To help them gain a global view of the program, the booklet of the abstracts will be distributed to all the participants on registration, together with the Acts of the Congress, a book which will include the full communications of the keynote speakers and the state of the art reports of the organizers of the sections.

Main Topic :

The language-cognition interface



2013, which falls exactly one hundred years after the death of Ferdinand de Saussure, affords a unique opportunity to look forward to the future of linguistics. Current research in every linguistic field shows that the link between linguistics and the cognitive sciences will significantly increase over the next decades.
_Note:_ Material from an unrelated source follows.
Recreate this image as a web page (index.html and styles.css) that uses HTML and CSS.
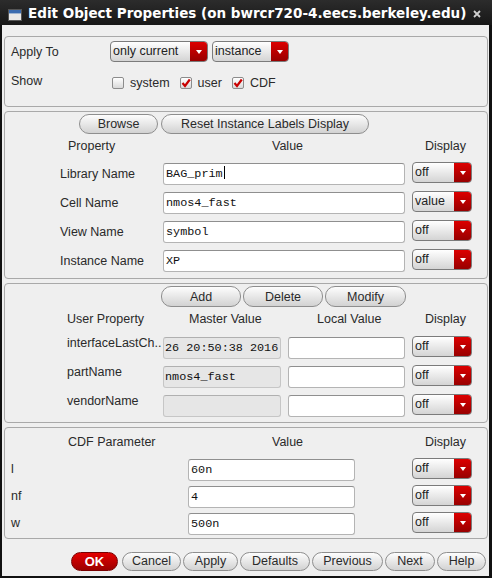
FILE: index.html
```html
<!DOCTYPE html>
<html>
<head>
<meta charset="utf-8">
<link rel="stylesheet" href="styles.css">
</head>
<body>
<div class="window">
  <div class="titlebar">
    <svg class="appicon" width="14" height="12" viewBox="0 0 14 12">
      <rect x="0.5" y="0.5" width="13" height="11" fill="#e8e8e8" stroke="#555"/>
      <rect x="1" y="1" width="12" height="3" fill="#3a6bb0"/>
      <rect x="1" y="4" width="12" height="1" fill="#9fb4d0"/>
    </svg>
    <span class="title">Edit Object Properties (on bwrcr720-4.eecs.berkeley.edu)</span>
    <svg class="close" width="8" height="8" viewBox="0 0 8 8">
      <path d="M1 1 L7 7 M7 1 L1 7" stroke="#d0d0d0" stroke-width="1.8"/>
    </svg>
  </div>
  <div class="content">
    <section class="group apply">
      <div class="arow">
        <span class="alabel">Apply To</span>
        <div class="combo w-current"><span class="ctext">only current</span><span class="carrow"></span></div>
        <div class="combo w-instance"><span class="ctext">instance</span><span class="carrow"></span></div>
      </div>
      <div class="arow showrow">
        <span class="alabel">Show</span>
        <span class="chk"><span class="box"></span>system</span>
        <span class="chk"><span class="box on"><svg width="10" height="10" viewBox="0 0 10 10"><path d="M1.5 5 L4 8 L8.8 1.5" fill="none" stroke="#c80000" stroke-width="2.2"/></svg></span>user</span>
        <span class="chk"><span class="box on"><svg width="10" height="10" viewBox="0 0 10 10"><path d="M1.5 5 L4 8 L8.8 1.5" fill="none" stroke="#c80000" stroke-width="2.2"/></svg></span>CDF</span>
      </div>
    </section>

    <section class="group props">
      <div class="btnrow btns-props">
        <button class="btn w-browse">Browse</button>
        <button class="btn w-reset">Reset Instance Labels Display</button>
      </div>
      <div class="grid grid-props">
        <div class="hdr h-prop">Property</div>
        <div class="hdr h-value">Value</div>
        <div class="hdr h-disp">Display</div>

        <div class="lbl l-prop">Library Name</div>
        <div class="field">BAG_prim<span class="caret"></span></div>
        <div class="combo"><span class="ctext">off</span><span class="carrow"></span></div>

        <div class="lbl l-prop">Cell Name</div>
        <div class="field">nmos4_fast</div>
        <div class="combo"><span class="ctext">value</span><span class="carrow"></span></div>

        <div class="lbl l-prop">View Name</div>
        <div class="field">symbol</div>
        <div class="combo"><span class="ctext">off</span><span class="carrow"></span></div>

        <div class="lbl l-prop">Instance Name</div>
        <div class="field">XP</div>
        <div class="combo"><span class="ctext">off</span><span class="carrow"></span></div>
      </div>
    </section>

    <section class="group user">
      <div class="btnrow btns-user">
        <button class="btn w-add">Add</button>
        <button class="btn w-del">Delete</button>
        <button class="btn w-mod">Modify</button>
      </div>
      <div class="grid grid-user">
        <div class="hdr h-uprop">User Property</div>
        <div class="hdr h-master">Master Value</div>
        <div class="hdr h-local">Local Value</div>
        <div class="hdr h-disp">Display</div>

        <div class="lbl l-user">interfaceLastCh..</div>
        <div class="field ro">26 20:50:38 2016</div>
        <div class="field"></div>
        <div class="combo"><span class="ctext">off</span><span class="carrow"></span></div>

        <div class="lbl l-user">partName</div>
        <div class="field ro">nmos4_fast</div>
        <div class="field"></div>
        <div class="combo"><span class="ctext">off</span><span class="carrow"></span></div>

        <div class="lbl l-user">vendorName</div>
        <div class="field ro"></div>
        <div class="field"></div>
        <div class="combo"><span class="ctext">off</span><span class="carrow"></span></div>
      </div>
    </section>

    <section class="group cdf">
      <div class="grid grid-cdf">
        <div class="hdr h-cdf">CDF Parameter</div>
        <div class="hdr h-cval">Value</div>
        <div></div>
        <div class="hdr h-disp">Display</div>

        <div class="lbl l-cdf">l</div>
        <div class="field">60n</div>
        <div></div>
        <div class="combo"><span class="ctext">off</span><span class="carrow"></span></div>

        <div class="lbl l-cdf">nf</div>
        <div class="field">4</div>
        <div></div>
        <div class="combo"><span class="ctext">off</span><span class="carrow"></span></div>

        <div class="lbl l-cdf">w</div>
        <div class="field">500n</div>
        <div></div>
        <div class="combo"><span class="ctext">off</span><span class="carrow"></span></div>
      </div>
    </section>

    <div class="footer">
      <button class="btn ok w-ok">OK</button>
      <button class="btn w-cancel">Cancel</button>
      <button class="btn w-apply">Apply</button>
      <button class="btn w-defaults">Defaults</button>
      <button class="btn w-prev">Previous</button>
      <button class="btn w-next">Next</button>
      <button class="btn w-help">Help</button>
    </div>
  </div>
</div>
</body>
</html>
```
FILE: styles.css
```css
* { box-sizing: border-box; margin: 0; padding: 0; }
html, body { margin: 0; }
body {
  width: 492px;
  height: 578px;
  overflow: hidden;
  background: #111;
  font-family: "Liberation Sans", Arial, sans-serif;
  font-size: 12.5px;
  color: #2a2a2a;
}
.window {
  width: 492px;
  height: 578px;
  display: flex;
  flex-direction: column;
  background: #111;
}
.titlebar {
  height: 25px;
  flex: none;
  display: flex;
  align-items: center;
  background: linear-gradient(#2c2c2c, #171717);
  color: #fff;
}
.appicon { margin-left: 8px; margin-top: 4px; flex: none; }
.title {
  margin-left: 6px;
  font-family: "DejaVu Sans", sans-serif;
  font-weight: bold;
  font-size: 13.5px;
  white-space: nowrap;
  letter-spacing: 0;
}
.close { margin-left: auto; margin-right: 11px; margin-top: 2px; }

.content {
  flex: 1;
  background: #efefef;
  margin: 0 3px 2px 2px;
  padding-top: 11px;
}
.group {
  margin: 0 1px 4px 2px;
  border: 1px solid #a9a9a9;
  border-radius: 4px;
}

/* apply section */
.apply { height: 71px; padding-top: 4px; }
.arow { display: flex; align-items: center; height: 21px; }
.showrow { margin-top: 14px; height: 13px; }
.alabel { width: 105px; padding-left: 6px; flex: none; }
.showrow .alabel { margin-top: -3px; }
.w-current { width: 98px; margin-right: 4px; }
.w-instance { width: 77px; }
.chk { display: flex; align-items: center; margin-right: 10px; padding-left: 2px; }
.chk + .chk { padding-left: 0; }
.box {
  width: 12px; height: 12px;
  border: 1px solid #8c8c8c;
  border-radius: 2px;
  background: linear-gradient(#ffffff, #d9d9d9);
  margin-right: 6px;
  display: flex; align-items: center; justify-content: center;
}
.box svg { display: block; }

/* combo */
.combo {
  display: flex;
  height: 21px;
  border: 1px solid #7b7b7b;
  border-radius: 4px;
  background: linear-gradient(#ffffff, #d4d4d4);
  overflow: hidden;
  color: #222;
}
.grid .combo { margin-top: -1px; }
.ctext { flex: 1; padding-left: 2px; line-height: 19px; white-space: nowrap; overflow: hidden; }
.carrow {
  width: 17px;
  flex: none;
  background: linear-gradient(#dc0000, #980000);
  display: flex; align-items: center; justify-content: center;
}
.carrow::after {
  content: "";
  width: 0; height: 0;
  border-left: 3.5px solid transparent;
  border-right: 3.5px solid transparent;
  border-top: 4px solid #fff;
}

/* buttons */
.btn {
  height: 20px;
  border: 1px solid #8e8e8e;
  border-radius: 10px;
  background: linear-gradient(#fdfdfd, #d2d2d2);
  font-family: "Liberation Sans", Arial, sans-serif;
  font-size: 12.5px;
  color: #2a2a2a;
  line-height: 18px;
  text-align: center;
  white-space: nowrap;
  flex: none;
}
.btnrow { display: flex; }
.btns-props { margin-top: 2px; padding-left: 74px; gap: 3px; }
.w-browse { width: 79px; }
.w-reset { width: 208px; }
.btns-user { margin-top: 2px; padding-left: 156px; gap: 2px; }
.btns-user .btn { height: 21px; }
.w-add { width: 80px; }
.w-del { width: 80px; }
.w-mod { width: 81px; }

/* grids */
.grid { display: grid; column-gap: 7px; }
.grid-props {
  grid-template-columns: 151px 242px 60px;
  grid-template-rows: 22px repeat(4, 22px);
  row-gap: 7px;
}
.props { padding-bottom: 6px; }
.grid-user {
  grid-template-columns: 151px 118px 117px 60px;
  grid-template-rows: 23px repeat(3, 22px);
  row-gap: 7px;
}
.user { padding-bottom: 5px; }
.grid-cdf {
  grid-template-columns: 176px 167px 43px 60px;
  grid-template-rows: 26px repeat(3, 22px);
  row-gap: 5px;
}
.cdf { padding-bottom: 3px; }

.hdr { line-height: 24px; white-space: nowrap; }
.grid-cdf .hdr { line-height: 29px; }
.h-prop { padding-left: 63px; }
.h-value { padding-left: 109px; }
.h-disp { padding-left: 13px; }
.h-uprop { padding-left: 62px; }
.h-master { padding-left: 26px; }
.h-local { padding-left: 29px; }
.h-cdf { padding-left: 63px; }
.h-cval { padding-left: 84px; }

.lbl { line-height: 20px; white-space: nowrap; overflow: hidden; }
.l-prop { padding-left: 55px; line-height: 22px; }
.l-user { padding-left: 62px; margin-right: -7px; line-height: 12px; padding-top: 0; }
.l-cdf { padding-left: 6px; line-height: 21px; }

.field {
  height: 22px;
  border: 1px solid #b4b4b4;
  border-top-color: #8f8f8f;
  border-radius: 3px;
  background: #fff;
  font-family: "Liberation Mono", "DejaVu Sans Mono", monospace;
  font-size: 11.8px;
  color: #111;
  padding-left: 2px;
  line-height: 20px;
  white-space: nowrap;
  overflow: hidden;
}
.field.ro { background: #e6e6e6; border-color: #c6c6c6; border-top-color: #b0b0b0; padding-left: 1px; }
.caret {
  display: inline-block;
  width: 1px;
  height: 13px;
  background: #000;
  vertical-align: -2px;
  margin-left: 1px;
}

/* footer */
.footer {
  display: flex;
  justify-content: flex-end;
  gap: 2px;
  margin-top: 13px;
  padding-right: 3px;
}
.footer .btn { height: 19px; line-height: 17px; }
.ok {
  background: linear-gradient(#e40000, #9c0000);
  border-color: #7a0000;
  color: #fff;
  font-weight: bold;
  font-size: 13px;
  margin-right: 2px;
}
.w-ok { width: 47px; }
.w-cancel { width: 59px; }
.w-apply { width: 55px; }
.w-defaults { width: 70px; }
.w-prev { width: 71px; }
.w-next { width: 50px; }
.w-help { width: 49px; }
```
The emergence of non-invasive technologies for the observation of the brain, the change in statistical and experimental methods, the increasing amount of research in language acquisition and language pathology, as well as the more complex integration of pragmatic approaches to language use at the interface of syntax and semantics all point to an ever-growing link between language and human cognition. New interest has recently been sparked in such topics as the origins of language, and has given rise to a number of new hypotheses. Moreover, traditional domains of linguistics such as phonology, morphology, and synchronic and diachronic syntax now play an increasing role in cognitive studies, especially as related to questions of language acquisition.

The anniversary of Ferdinand de Saussure’s death will also be the opportunity to look back on the history of linguistics, particularly as concern the Saussure-Chomsky connection. Although one century is a short period in the history of the sciences, it is more than enough to honor the origins of what has become a mature scientific discipline.